### [EXERCISE AIM]
Everything from the first line of the data through the line with "sans-serif; font-size: 28px;" is to be echoed exactly, minus the pictures.

### [DATA SECTION]
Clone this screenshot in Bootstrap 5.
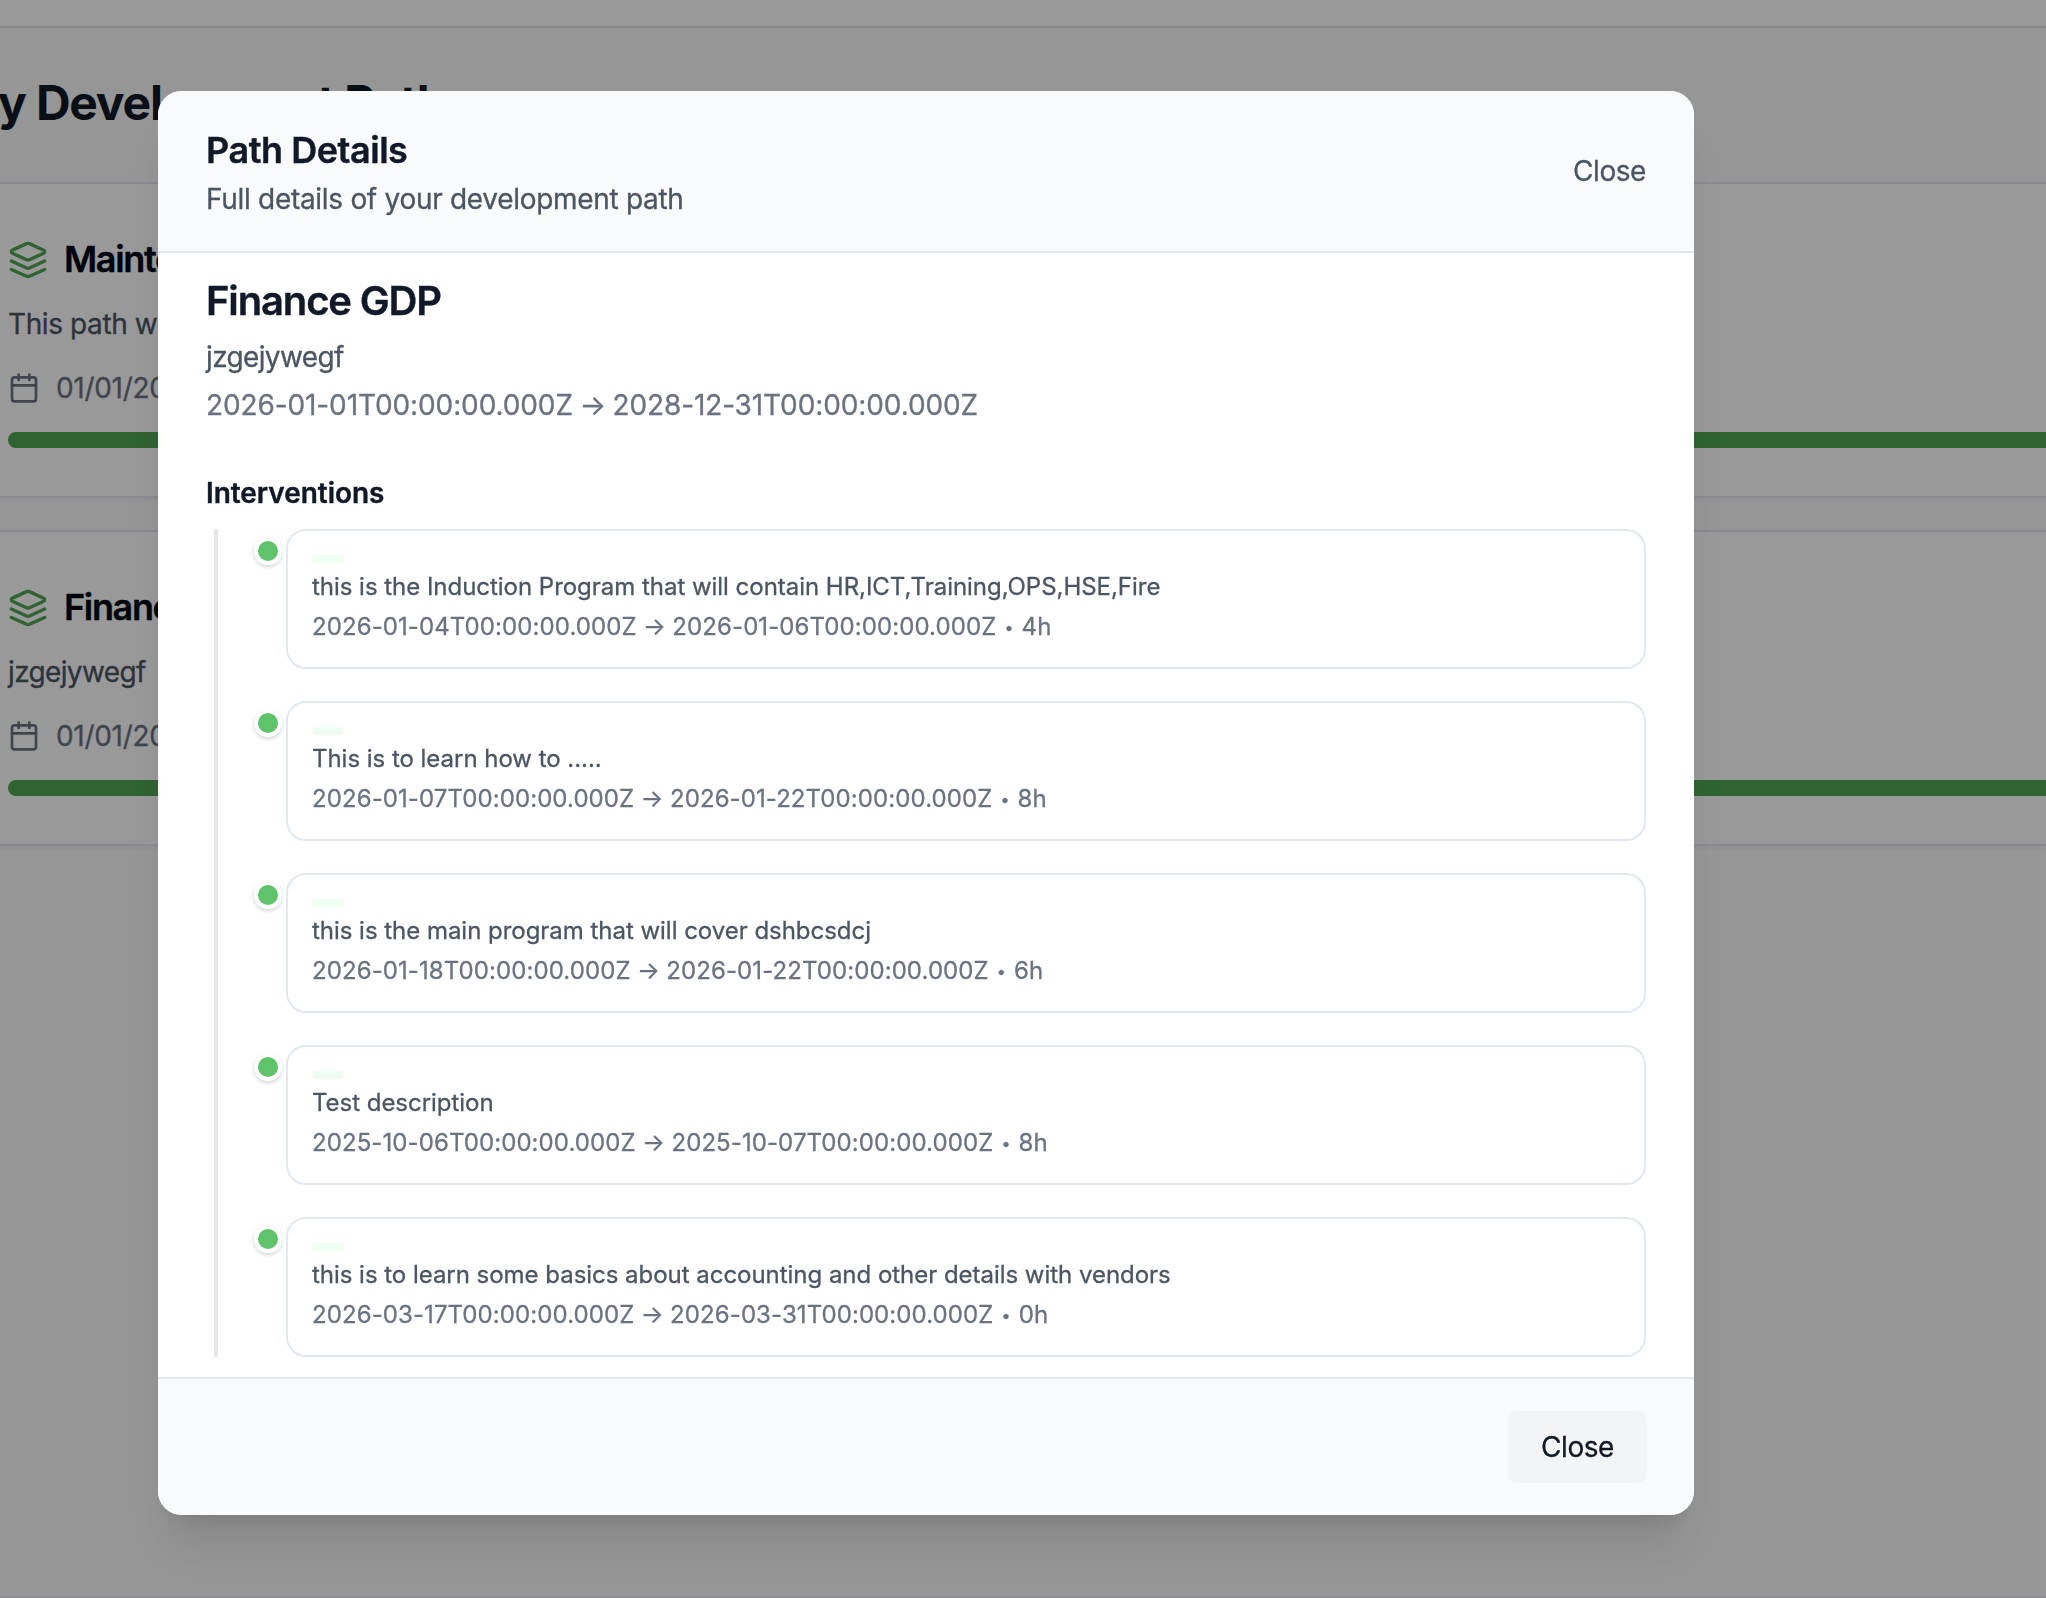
<!DOCTYPE html>
<html lang="en">
<head>
<meta charset="utf-8">
<meta name="viewport" content="width=device-width, initial-scale=1">
<title>My Development Paths</title>
<link href="https://cdn.jsdelivr.net/npm/bootstrap@5.3.0/dist/css/bootstrap.min.css" rel="stylesheet">
<style>
  body { font-family: Inter, "Liberation Sans", sans-serif; font-size: 28px; line-height: 40px; background: #fafafa; color: #111827; overflow: hidden; height: 100vh; }

  /* Page behind the dialog */
  .page-shell { margin-left: -46px; height: 1598px; border-bottom: 1px solid #e5e7eb; }
  .top-strip { height: 28px; border-bottom: 2px solid #e5e7eb; background: #fff; }
  .page-head { height: 154px; padding-bottom: 4px; }
  .page-title { font-size: 48px; line-height: 64px; font-weight: 700; letter-spacing: -1.2px; color: #111827; white-space: nowrap; }
  .path-card { height: 316px; border: 2px solid #e2e8f0; border-right: 0; background: #fff; padding: 48px 0 0 52px; box-shadow: 0 2px 4px rgba(0,0,0,.05); }
  .path-card + .path-card { margin-top: 32px; }
  .path-row { height: 56px; gap: 16px; }
  .path-name { font-size: 36px; line-height: 54px; padding-bottom: 2px; font-weight: 600; letter-spacing: -1.35px; color: #020817; -webkit-text-stroke: .4px #020817; }
  .path-text { margin: 16px 0 0; letter-spacing: -.4px; }
  .path-dates { margin-top: 24px; gap: 16px; letter-spacing: -.3px; }
  .path-bar { height: 16px; margin-top: 24px; border-radius: 8px 0 0 8px; background: #50a552; }
  .ink-green { color: #50a552; }

  .text-soft { color: #4b5563; -webkit-text-stroke: .3px #4b5563; }
  .text-softer { color: #6b7280; -webkit-text-stroke: .3px #6b7280; }

  /* Dialog */
  .scrim { background: rgba(0,0,0,.4); padding-top: 91px; padding-left: 158px; }
  .details-box { width: 1536px; height: 1424px; border-radius: 24px; border: 0; color: #111827; overflow: hidden; box-shadow: 0 40px 50px -10px rgba(0,0,0,.1), 0 16px 20px -12px rgba(0,0,0,.1); }
  .details-head { padding: 32px 48px; background: #f9fafc; border-bottom: 2px solid #e2e8f0; }
  .details-title { font-size: 36px; line-height: 54px; padding-bottom: 2px; font-weight: 600; letter-spacing: -.46px; }
  .details-title, .goal-title, .section-title { -webkit-text-stroke: .4px #111827; }
  .details-sub { letter-spacing: -.3px; }
  .details-body { padding: 20px 48px; }
  .details-foot { padding: 32px 48px; background: #f9fafc; border-top: 2px solid #e2e8f0; }
  .goal-title { font-size: 40px; line-height: 56px; font-weight: 600; letter-spacing: -1.15px; }
  .goal-text { letter-spacing: -.65px; }
  .goal-dates { letter-spacing: -.11px; }
  .section-title { font-size: 28px; line-height: 40px; font-weight: 600; letter-spacing: -.05px; margin-top: 48px; margin-bottom: 16px; }
  .timeline { margin-left: 8px; border-left: 4px solid #e5e7eb; padding-left: 36px; gap: 32px; }
  .dot { width: 28px; height: 28px; margin-top: 8px; margin-right: 4px; border: 4px solid #fff; border-radius: 50%; background: #5fc36a; box-shadow: 0 2px 4px rgba(0,0,0,.16); }
  .step { height: 140px; border: 2px solid #e2e8f0; border-radius: 20px; padding: 24px; font-size: 24px; line-height: 32px; gap: 8px; }
  .step .text-soft { letter-spacing: -.03px; }
  .step .text-softer { letter-spacing: .09px; }
  .tag { width: 32px; height: 8px; border-radius: 4px; background: #f0fdf4; }
  .arrow { margin: 0 -1.3px; }
  .step .arrow { margin: 0 -.5px; }
  .bullet { display: inline-block; width: 11.5px; text-align: center; font-size: 16px; line-height: 16px; vertical-align: 2px; }
  .btn-plain { border: 0; background: none; padding: 0; letter-spacing: -.45px; }
  .btn-foot { padding: 16px 32px; border: 0; border-radius: 8px; background: #f3f4f6; color: #111827; letter-spacing: -.45px; -webkit-text-stroke: .3px #111827; }
</style>
<script src="https://cdn.jsdelivr.net/npm/bootstrap@5.3.0/dist/js/bootstrap.bundle.min.js"></script>
</head>
<body>
<svg class="d-none">
  <symbol id="layers" viewBox="0 0 24 24"><g fill="none" stroke="currentColor" stroke-width="2" stroke-linecap="round" stroke-linejoin="round"><path d="m12.83 2.18a2 2 0 0 0-1.66 0L2.6 6.08a1 1 0 0 0 0 1.83l8.58 3.91a2 2 0 0 0 1.66 0l8.58-3.9a1 1 0 0 0 0-1.83Z"/><path d="m22 17.65-9.17 4.16a2 2 0 0 1-1.66 0L2 17.65"/><path d="m22 12.65-9.17 4.16a2 2 0 0 1-1.66 0L2 12.65"/></g></symbol>
  <symbol id="calendar" viewBox="0 0 24 24"><g fill="none" stroke="currentColor" stroke-width="2" stroke-linecap="round" stroke-linejoin="round"><path d="M8 2v4M16 2v4M3 10h18"/><rect x="3" y="4" width="18" height="18" rx="2"/></g></symbol>
</svg>

<div class="page-shell">
  <div class="top-strip"></div>
  <header class="page-head d-flex align-items-center"><h1 class="page-title mb-0">My Development Paths</h1></header>
  <section class="path-card">
    <div class="path-row d-flex align-items-center">
      <svg class="ink-green" width="40" height="40"><use href="#layers"/></svg>
      <h2 class="path-name mb-0">Mainte</h2>
    </div>
    <p class="path-text text-soft">This path w</p>
    <div class="path-dates text-softer d-flex align-items-center"><svg width="32" height="32"><use href="#calendar"/></svg>01/01/20</div>
    <div class="path-bar"></div>
  </section>
  <section class="path-card">
    <div class="path-row d-flex align-items-center">
      <svg class="ink-green" width="40" height="40"><use href="#layers"/></svg>
      <h2 class="path-name mb-0">Financ</h2>
    </div>
    <p class="path-text text-soft goal-text">jzgejywegf</p>
    <div class="path-dates text-softer d-flex align-items-center"><svg width="32" height="32"><use href="#calendar"/></svg>01/01/20</div>
    <div class="path-bar"></div>
  </section>
</div>

<div class="scrim position-fixed top-0 start-0 w-100 h-100">
  <div class="details-box modal-content bg-white" role="dialog">
    <div class="details-head d-flex justify-content-between align-items-center">
      <div>
        <div class="details-title">Path Details</div>
        <div class="details-sub text-soft">Full details of your development path</div>
      </div>
      <button type="button" class="btn-plain text-soft">Close</button>
    </div>
    <div class="details-body flex-grow-1">
      <div class="goal-title">Finance GDP</div>
      <div class="goal-text text-soft mt-2">jzgejywegf</div>
      <div class="goal-dates text-softer mt-2">2026-01-01T00:00:00.000Z <span class="arrow">→</span> 2028-12-31T00:00:00.000Z</div>
      <div class="section-title">Interventions</div>
      <div class="timeline d-flex flex-column">
        <div class="d-flex">
          <div class="dot"></div>
          <div class="step d-flex flex-column flex-grow-1">
            <div class="tag"></div>
            <div class="text-soft">this is the Induction Program that will contain HR,ICT,Training,OPS,HSE,Fire</div>
            <div class="text-softer">2026-01-04T00:00:00.000Z <span class="arrow">→</span> 2026-01-06T00:00:00.000Z <span class="bullet">•</span> 4h</div>
          </div>
        </div>
        <div class="d-flex">
          <div class="dot"></div>
          <div class="step d-flex flex-column flex-grow-1">
            <div class="tag"></div>
            <div class="text-soft">This is to learn how to .....</div>
            <div class="text-softer">2026-01-07T00:00:00.000Z <span class="arrow">→</span> 2026-01-22T00:00:00.000Z <span class="bullet">•</span> 8h</div>
          </div>
        </div>
        <div class="d-flex">
          <div class="dot"></div>
          <div class="step d-flex flex-column flex-grow-1">
            <div class="tag"></div>
            <div class="text-soft">this is the main program that will cover dshbcsdcj</div>
            <div class="text-softer">2026-01-18T00:00:00.000Z <span class="arrow">→</span> 2026-01-22T00:00:00.000Z <span class="bullet">•</span> 6h</div>
          </div>
        </div>
        <div class="d-flex">
          <div class="dot"></div>
          <div class="step d-flex flex-column flex-grow-1">
            <div class="tag"></div>
            <div class="text-soft">Test description</div>
            <div class="text-softer">2025-10-06T00:00:00.000Z <span class="arrow">→</span> 2025-10-07T00:00:00.000Z <span class="bullet">•</span> 8h</div>
          </div>
        </div>
        <div class="d-flex">
          <div class="dot"></div>
          <div class="step d-flex flex-column flex-grow-1">
            <div class="tag"></div>
            <div class="text-soft">this is to learn some basics about accounting and other details with vendors</div>
            <div class="text-softer">2026-03-17T00:00:00.000Z <span class="arrow">→</span> 2026-03-31T00:00:00.000Z <span class="bullet">•</span> 0h</div>
          </div>
        </div>
      </div>
    </div>
    <div class="details-foot d-flex justify-content-end">
      <button type="button" class="btn-foot">Close</button>
    </div>
  </div>
</div>
</body>
</html>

### [EXERCISE ANSWER]
Clone this screenshot in Bootstrap 5.
<!DOCTYPE html>
<html lang="en">
<head>
<meta charset="utf-8">
<meta name="viewport" content="width=device-width, initial-scale=1">
<title>My Development Paths</title>
<link href="https://cdn.jsdelivr.net/npm/bootstrap@5.3.0/dist/css/bootstrap.min.css" rel="stylesheet">
<style>
  body { font-family: Inter, "Liberation Sans", sans-serif; font-size: 28px; line-height: 40px; background: #fafafa; color: #111827; overflow: hidden; height: 100vh; }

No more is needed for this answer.